2. Considérant que par dérogation aux dispositions du I de l'article 194 du code général des impôts attribuant aux contribuables veufs sans enfant à charge une part de quotient familial supplémentaire, l'article 195 du même code dispose que : " 1. Par dérogation aux dispositions qui précèdent, le revenu imposable des contribuables célibataires, divorcés ou veufs n'ayant pas d'enfant à leur charge, exclusive, principale ou réputée également partagée entre les parents, est divisé par 1,5 lorsque ces contribuables : (... ) f.

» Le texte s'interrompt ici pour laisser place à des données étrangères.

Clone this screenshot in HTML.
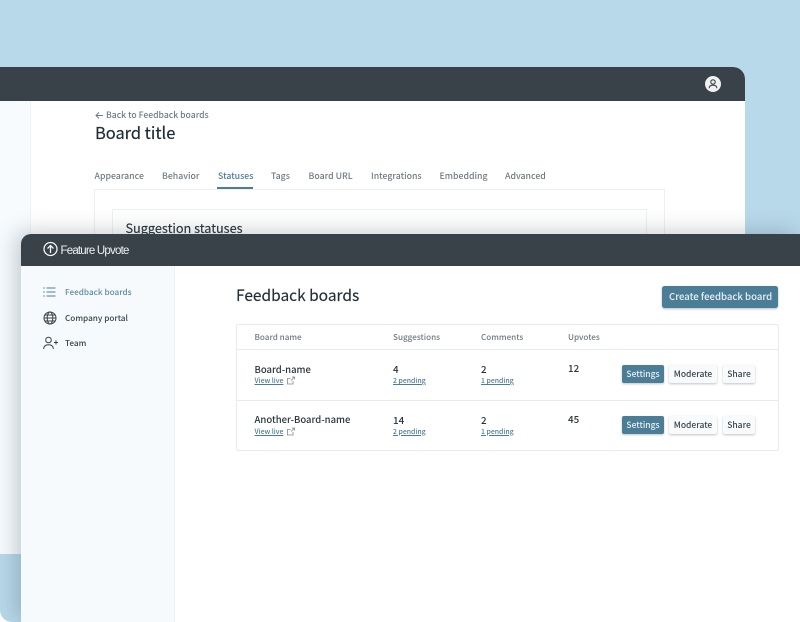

Sont âgés de plus de 75 ans et titulaires de la carte du combattant ou d'une pension servie en vertu des dispositions du code des pensions militaires d'invalidité et des victimes de guerre ; cette disposition est également applicable aux veuves, âgées de plus de 75 ans, des personnes mentionnées ci dessus ; (...) " ; qu'en vertu du 6 du même article les contribuables mariés titulaires de la carte de combattant et qui remplissent les mêmes conditions d'âge bénéficient d'une demi-part supplémentaire ;

3. Considérant qu'il ressort des travaux parlementaires de la loi du 30 décembre 1981 portant loi de finances pour 1982, dont le IV de l'article 12 a été codifié au f du 1 de l'article 195 du code général des impôts, que le législateur a entendu attribuer une demi-part supplémentaire aux anciens combattants remplissant certaines conditions, dont une condition d'âge, initialement fixée à 75 ans, puis à leurs veuves lorsqu'elles atteignaient le même âge ; qu'il résulte des travaux parlementaires de la loi du 30 décembre 1987 portant loi de finances pour 1988 que le 6 du même article a été introduit par cette dernière afin que, alors que la codification de l'amendement parlementaire issu de la loi du 30 décembre 1981 laissait subsister une ambiguïté sur ce point, les contribuables qui remplissaient les deux conditions prévues au f du 1 de l'article 195 puissent bénéficier de cette demi-part alors même qu'ils étaient mariés ;

4. Considérant qu'il résulte de ce qui précède que sont incluses, parmi les veuves visées au f du 1 de l'article 195 du code général des impôts, celles qui relevaient, avant le décès de leur mari, du 6 de ce même article ; que la condition d'âge ainsi posée au f du 1 de l'article 195 du code s'apprécie, dans ce cadre, par référence à l'âge du mari au jour de son décès ; que, dès lors, le bénéfice de la demi-part supplémentaire de quotient familial est seulement attribué aux veuves de plus de soixante-quinze ans dont le mari était lui-même âgé de plus de soixante-quinze ans au jour de son décès ; que, par suite, Mme B...n'est fondée à soutenir ni que l'administration fiscale aurait ajouté une condition supplémentaire à la loi fiscale, ni qu'en rejetant sa réclamation, elle aurait méconnu les dispositions précitées ;

5. Considérant, en deuxième lieu, que si Mme B...se prévaut, sur le fondement de l'article L. 80 A du livre des procédures fiscales, du § 170 de l'instruction administrative référencée BOI-IR-LIQ-10-20-20-20-20120912, selon lequel il paraît possible " d'accorder le bénéfice de la demi-part supplémentaire de quotient familial aux veuves d'anciens combattants qui seraient en possession d'une attestation, délivrée par les services départementaux de l'office national des anciens combattants et victimes de guerre de leur résidence, établissant que leur époux remplissait les conditions requises pour se voir reconnaître la qualité de combattant ", ce même paragraphe précise que cette disposition " implique que le défunt ait bénéficié, au moins au titre d'une année d'imposition, de la demi-part supplémentaire " ; que tel n'était pas le cas du défunt mari de la requérante ; que dès lors MmeB..., qui ne justifie au demeurant pas être en possession d'une telle attestation, n'entre pas dans les prévisions de cette instruction ;

6. Considérant qu'il résulte de ce qui précède que Mme B...n'est pas fondée à soutenir que c'est à tort que, par le jugement attaqué, le tribunal administratif de Besançon a rejeté sa demande ; que ses conclusions tendant au bénéfice des dispositions de l'article L. 761-1 du code de justice administrative ne peuvent, par voie de conséquence, qu'être rejetées ;





D É C I D E :


Article 1er : La requête de Mme B...est rejetée.

Article 2 : Le présent arrêt sera notifié à Mme C...B...et au ministre de l'économie.